#### [WRITTEN PROBLEM]
Search the material below for the word "this". Copy every line that has it.

[Pages as source code]
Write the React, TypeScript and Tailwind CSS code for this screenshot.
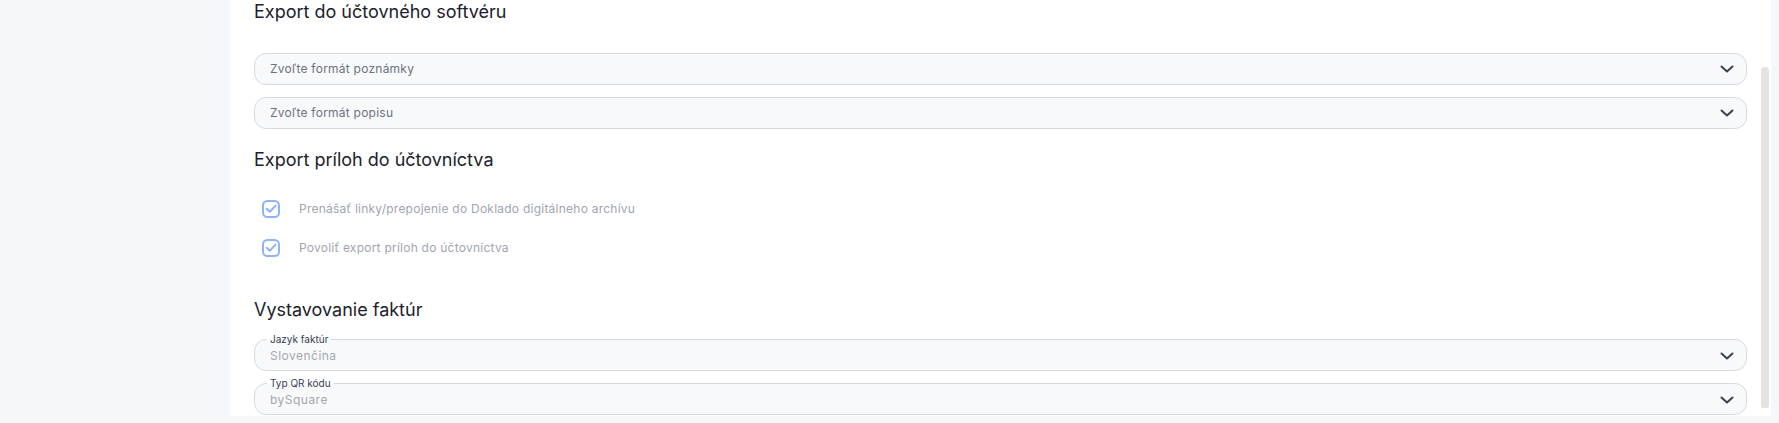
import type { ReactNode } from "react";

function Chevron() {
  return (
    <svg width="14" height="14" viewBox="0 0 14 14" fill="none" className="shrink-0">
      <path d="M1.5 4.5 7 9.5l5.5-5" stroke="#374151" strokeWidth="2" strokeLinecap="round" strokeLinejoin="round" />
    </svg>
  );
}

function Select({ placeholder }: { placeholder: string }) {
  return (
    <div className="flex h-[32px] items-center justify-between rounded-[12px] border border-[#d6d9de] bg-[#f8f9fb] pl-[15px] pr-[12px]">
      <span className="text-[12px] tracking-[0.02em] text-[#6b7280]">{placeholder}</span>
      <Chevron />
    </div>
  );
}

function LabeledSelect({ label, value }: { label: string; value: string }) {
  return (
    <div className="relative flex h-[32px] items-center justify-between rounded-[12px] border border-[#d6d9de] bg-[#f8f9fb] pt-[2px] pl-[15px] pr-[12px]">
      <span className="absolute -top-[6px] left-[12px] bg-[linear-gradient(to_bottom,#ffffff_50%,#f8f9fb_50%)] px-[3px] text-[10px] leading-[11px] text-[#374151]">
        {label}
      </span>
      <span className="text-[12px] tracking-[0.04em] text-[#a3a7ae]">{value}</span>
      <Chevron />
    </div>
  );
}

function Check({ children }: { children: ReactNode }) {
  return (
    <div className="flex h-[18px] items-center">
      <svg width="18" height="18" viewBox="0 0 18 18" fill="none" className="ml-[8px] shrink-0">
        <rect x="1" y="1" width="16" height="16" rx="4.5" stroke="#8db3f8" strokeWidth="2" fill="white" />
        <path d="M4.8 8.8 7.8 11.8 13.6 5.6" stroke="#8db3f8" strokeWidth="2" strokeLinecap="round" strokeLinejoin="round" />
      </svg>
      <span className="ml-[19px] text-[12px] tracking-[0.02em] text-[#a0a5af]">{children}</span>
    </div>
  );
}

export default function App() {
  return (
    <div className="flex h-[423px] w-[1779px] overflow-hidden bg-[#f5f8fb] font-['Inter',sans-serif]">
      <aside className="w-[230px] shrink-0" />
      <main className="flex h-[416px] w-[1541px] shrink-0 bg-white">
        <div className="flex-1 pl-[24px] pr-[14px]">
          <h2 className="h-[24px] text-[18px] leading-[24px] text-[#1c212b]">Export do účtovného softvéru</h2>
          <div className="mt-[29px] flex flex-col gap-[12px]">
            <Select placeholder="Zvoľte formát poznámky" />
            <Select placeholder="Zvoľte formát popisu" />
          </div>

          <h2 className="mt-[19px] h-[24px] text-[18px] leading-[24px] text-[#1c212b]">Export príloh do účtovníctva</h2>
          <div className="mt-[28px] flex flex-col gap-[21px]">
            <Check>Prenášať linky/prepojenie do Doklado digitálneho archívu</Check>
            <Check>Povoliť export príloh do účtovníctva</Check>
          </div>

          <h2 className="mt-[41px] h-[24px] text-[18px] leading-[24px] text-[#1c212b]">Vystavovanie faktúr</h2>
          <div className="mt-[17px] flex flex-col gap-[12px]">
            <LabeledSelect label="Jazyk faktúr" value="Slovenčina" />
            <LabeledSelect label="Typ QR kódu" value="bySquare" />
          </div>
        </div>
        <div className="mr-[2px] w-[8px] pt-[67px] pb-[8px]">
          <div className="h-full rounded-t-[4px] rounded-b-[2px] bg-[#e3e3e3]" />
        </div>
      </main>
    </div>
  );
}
---
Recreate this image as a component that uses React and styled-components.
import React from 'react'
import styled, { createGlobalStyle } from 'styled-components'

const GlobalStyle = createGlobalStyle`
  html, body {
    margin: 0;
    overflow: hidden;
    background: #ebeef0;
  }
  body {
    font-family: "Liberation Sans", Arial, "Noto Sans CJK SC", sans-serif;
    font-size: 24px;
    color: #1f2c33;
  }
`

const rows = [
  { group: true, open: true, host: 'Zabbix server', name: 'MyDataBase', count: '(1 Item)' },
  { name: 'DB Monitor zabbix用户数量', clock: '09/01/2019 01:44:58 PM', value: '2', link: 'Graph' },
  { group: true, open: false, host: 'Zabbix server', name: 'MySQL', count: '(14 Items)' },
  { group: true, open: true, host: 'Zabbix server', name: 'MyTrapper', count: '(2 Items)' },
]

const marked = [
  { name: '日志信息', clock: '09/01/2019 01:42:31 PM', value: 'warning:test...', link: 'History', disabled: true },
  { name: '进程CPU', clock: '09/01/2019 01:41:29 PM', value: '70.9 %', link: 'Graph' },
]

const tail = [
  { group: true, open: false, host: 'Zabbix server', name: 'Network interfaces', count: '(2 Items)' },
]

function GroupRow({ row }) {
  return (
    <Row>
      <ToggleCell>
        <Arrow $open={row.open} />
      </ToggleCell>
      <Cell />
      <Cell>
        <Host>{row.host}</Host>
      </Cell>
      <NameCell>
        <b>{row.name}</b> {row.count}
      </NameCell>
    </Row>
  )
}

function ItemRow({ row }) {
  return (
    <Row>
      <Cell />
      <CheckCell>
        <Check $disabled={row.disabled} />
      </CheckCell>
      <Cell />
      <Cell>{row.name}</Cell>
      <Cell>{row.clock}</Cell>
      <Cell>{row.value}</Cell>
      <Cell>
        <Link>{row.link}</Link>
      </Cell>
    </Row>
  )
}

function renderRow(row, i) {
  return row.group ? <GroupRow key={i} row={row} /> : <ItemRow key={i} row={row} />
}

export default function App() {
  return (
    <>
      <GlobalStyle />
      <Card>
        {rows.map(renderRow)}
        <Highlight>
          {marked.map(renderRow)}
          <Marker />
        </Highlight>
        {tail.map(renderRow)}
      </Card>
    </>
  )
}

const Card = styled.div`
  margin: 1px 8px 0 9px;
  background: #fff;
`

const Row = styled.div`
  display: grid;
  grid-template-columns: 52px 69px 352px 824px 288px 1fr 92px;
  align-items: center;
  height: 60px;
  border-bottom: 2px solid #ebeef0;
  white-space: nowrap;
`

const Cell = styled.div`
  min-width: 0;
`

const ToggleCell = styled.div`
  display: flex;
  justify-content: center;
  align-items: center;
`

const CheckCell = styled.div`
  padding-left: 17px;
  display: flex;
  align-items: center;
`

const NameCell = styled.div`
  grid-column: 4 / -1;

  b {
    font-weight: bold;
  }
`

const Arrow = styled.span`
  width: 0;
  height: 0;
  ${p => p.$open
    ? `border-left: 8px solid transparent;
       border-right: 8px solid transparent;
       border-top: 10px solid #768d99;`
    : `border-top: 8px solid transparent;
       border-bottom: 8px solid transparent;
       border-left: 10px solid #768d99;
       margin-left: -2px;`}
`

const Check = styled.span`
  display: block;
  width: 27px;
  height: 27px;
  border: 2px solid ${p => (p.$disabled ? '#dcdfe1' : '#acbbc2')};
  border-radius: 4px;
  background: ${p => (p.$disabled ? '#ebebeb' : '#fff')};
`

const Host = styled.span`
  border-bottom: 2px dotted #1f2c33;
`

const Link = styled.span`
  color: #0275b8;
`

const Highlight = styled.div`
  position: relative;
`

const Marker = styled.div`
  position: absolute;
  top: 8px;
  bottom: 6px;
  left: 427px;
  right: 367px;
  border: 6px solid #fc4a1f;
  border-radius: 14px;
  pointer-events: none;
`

#### [WRITTEN SOLUTION]
Write the React, TypeScript and Tailwind CSS code for this screenshot.
Recreate this image as a component that uses React and styled-components.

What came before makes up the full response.